This report by Jakarta Globe is noteworthy for two reasons.
One, the plight of Indonesian migrant workers in Singapore and the statistics cited in the report.
And two, the revelation by the Ambassador that eight Indonesian migrant workers had their death sentences overturned after they were sentenced to die and got lighter punishments. Contrast that to Yong Vui Kong’s case here.
Solo. At least 150 migrant workers come to the Indonesian Embassy in Singapore every day to lodge complaints against their employers, Indonesian Ambassador to Singapore Wardana says.
“There are a lot of Indonesian migrants working as domestics in Singapore and they encounter various problems, including unpaid salaries and physical abuse by their employers,” Wardana said during a discussion titled “Optimization of Public Service, Citizen Protection and Indonesian Migrant Workers in Singapore,” in Solo, Central Java, on Saturday.
Wardana said more than half of the 156,000 migrant workers in Singapore in 2008 were Indonesians and that number increased in 2009.
The steady increase, the ambassador said, showed that demand for Indonesian workers by Singaporean citizens was high and that should in theory increase their bargaining power.
“But the opposite is true and problems do continue to arise,” Wardana said. “In 2008, we recorded that some 1,980 Indonesian migrant workers in Singapore had problems with their employers.”

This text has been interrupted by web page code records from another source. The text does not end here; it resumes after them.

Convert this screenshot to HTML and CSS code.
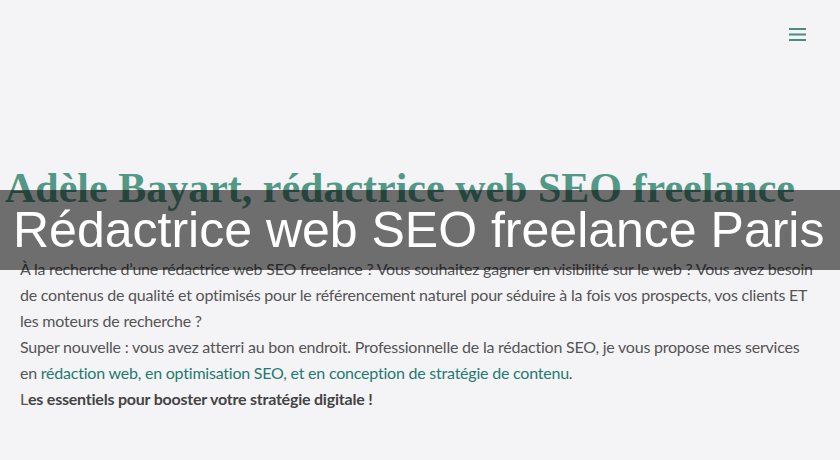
FILE: index.html
```html
<!DOCTYPE html>
<html lang="fr">
<head>
  <meta charset="UTF-8">
  <meta name="viewport" content="width=device-width, initial-scale=1.0">
  <title>Adèle Bayart, rédactrice web SEO freelance</title>
  <link rel="stylesheet" href="styles.css">
</head>
<body>
  <header class="site-header">
    <button class="menu-toggle" aria-label="Menu">
      <svg width="17" height="13" viewBox="0 0 17 13">
        <rect x="0" y="0" width="17" height="2" />
        <rect x="0" y="5.5" width="17" height="2" />
        <rect x="0" y="11" width="17" height="2" />
      </svg>
    </button>
  </header>

  <main class="content">
    <h1 class="page-title">Adèle Bayart, rédactrice web SEO freelance</h1>
    <p class="intro">
      À la recherche d’une rédactrice web SEO freelance ? Vous souhaitez gagner en visibilité sur le web ? Vous avez besoin de contenus de qualité et optimisés pour le référencement naturel pour séduire à la fois vos prospects, vos clients ET les moteurs de recherche ?<br>
      Super nouvelle : vous avez atterri au bon endroit. Professionnelle de la rédaction SEO, je vous propose mes services en <a href="#">rédaction web, en optimisation SEO, et en conception de stratégie de contenu</a>.<br>
      L<strong>es essentiels pour booster votre stratégie digitale !</strong>
    </p>
  </main>

  <div class="caption">Rédactrice web SEO freelance Paris</div>
</body>
</html>
```

FILE: styles.css
```css
body {
  margin: 0;
  background-color: #f4f3f6;
  font-family: Lato, "Open Sans", sans-serif;
  color: #555;
}

.site-header {
  display: flex;
  justify-content: flex-end;
  padding: 28px 34px 0 0;
  height: 132px;
}

.menu-toggle {
  border: none;
  background: none;
  padding: 0;
  width: 17px;
  height: 13px;
  cursor: pointer;
}

.menu-toggle svg {
  display: block;
  fill: #4a8c82;
}

.content {
  padding: 0 20px;
}

.page-title {
  margin: 0 0 0 -15px;
  font-family: "Liberation Serif", serif;
  font-weight: bold;
  font-size: 42px;
  line-height: 56px;
  color: #539886;
  white-space: nowrap;
}

.intro {
  margin: 40px 0 0;
  font-size: 16px;
  line-height: 26px;
  letter-spacing: -0.22px;
}

.intro a {
  color: #1f7a72;
  text-decoration: none;
}

.intro strong {
  font-weight: bold;
  color: #444;
}

.caption {
  position: absolute;
  left: 0;
  right: 0;
  top: 190px;
  height: 80px;
  display: flex;
  align-items: center;
  padding-left: 13px;
  background: rgba(0, 0, 0, 0.55);
  color: #fff;
  font-family: "Liberation Sans", Arial, sans-serif;
  font-size: 50px;
  white-space: nowrap;
}
```
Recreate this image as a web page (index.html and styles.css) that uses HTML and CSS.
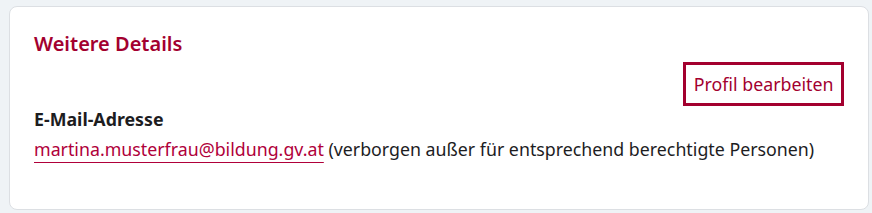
FILE: index.html
```html
<!DOCTYPE html>
<html lang="de">
<head>
    <meta charset="UTF-8">
    <title>Weitere Details</title>
    <link rel="stylesheet" href="styles.css">
</head>
<body>
<div class="card">
    <h2 class="card-title">Weitere Details</h2>
    <div class="actions">
        <a href="" class="btn-outline">Profil bearbeiten</a>
    </div>
    <div class="field">
        <div class="field-label">E-Mail-Adresse</div>
        <div class="field-value">
            <a href="" class="mail">martina.musterfrau@bildung.gv.at</a> (verborgen außer für entsprechend berechtigte Personen)
        </div>
    </div>
</div>
</body>
</html>
```

FILE: styles.css
```css
* {
    padding: 0;
    margin: 0;
    box-sizing: border-box;
}
body {
    background-color: #eff3f6;
    font-family: "Noto Sans", sans-serif;
    color: #1d1d1f;
    padding: 6px 3px 3px 9px;
}
a {
    text-decoration: none;
    color: inherit;
}
.card {
    background-color: #fff;
    border: 1px solid #dcdfe3;
    border-radius: 8px;
    padding: 24px 24px 47px 24px;
}
.card-title {
    font-size: 20px;
    font-weight: 600;
    color: #a3002f;
    line-height: 26px;
}
.actions {
    display: flex;
    justify-content: flex-end;
    margin-top: 5px;
}
.btn-outline {
    display: block;
    border: 3px solid #a3002f;
    color: #a3002f;
    font-size: 17.8px;
    line-height: 24px;
    padding: 7px 7.5px;
}
.field-label {
    font-weight: 700;
    font-size: 17.8px;
    line-height: 26px;
}
.field-value {
    font-size: 17.8px;
    line-height: 26px;
    margin-top: 4px;
}
.mail {
    color: #b0003a;
    text-decoration: underline;
    text-decoration-thickness: 1px;
    text-underline-offset: 6px;
}
```
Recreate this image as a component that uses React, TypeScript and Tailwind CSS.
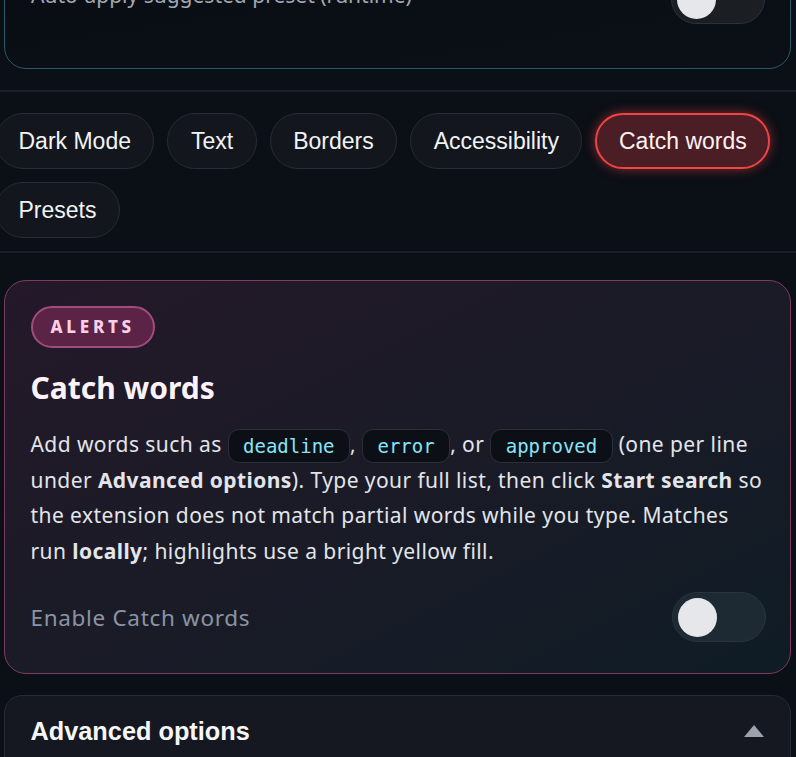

The workers, according to the diplomat, usually called up the embassy after 10 p.m. or when their employer had gone to sleep.
“The fact that they reported in the middle of the night indicated that those migrant workers were in trouble and afraid of their employers,” he said.
He also said that his office had managed to save eight Indonesian migrant workers from the death penalty after they were sentenced to die by Singaporean courts for various reasons.
“It wasn’t easy to provide those workers legal assistance. The embassy, in cooperation with its team of lawyers, worked hard to overturn the death penalties imposed on them and eventually they received lighter punishment,” he said, though he did not elaborate.
Wardana also said that since the embassy launched its Citizen Service Program in 2007 it had managed to settle 290 migrant worker cases and improved condistions for thousands of workers.
“The embassy assisted the workers with their contract extensions by providing a contract that includes a salary raise and the right for workers to have time off,” Wardana said. “And the most important thing is the contract is signed at the Indonesian Embassy,” he said, adding that in 2008 alone, the embassy helped with the work contract extensions of at least 10,000 workers.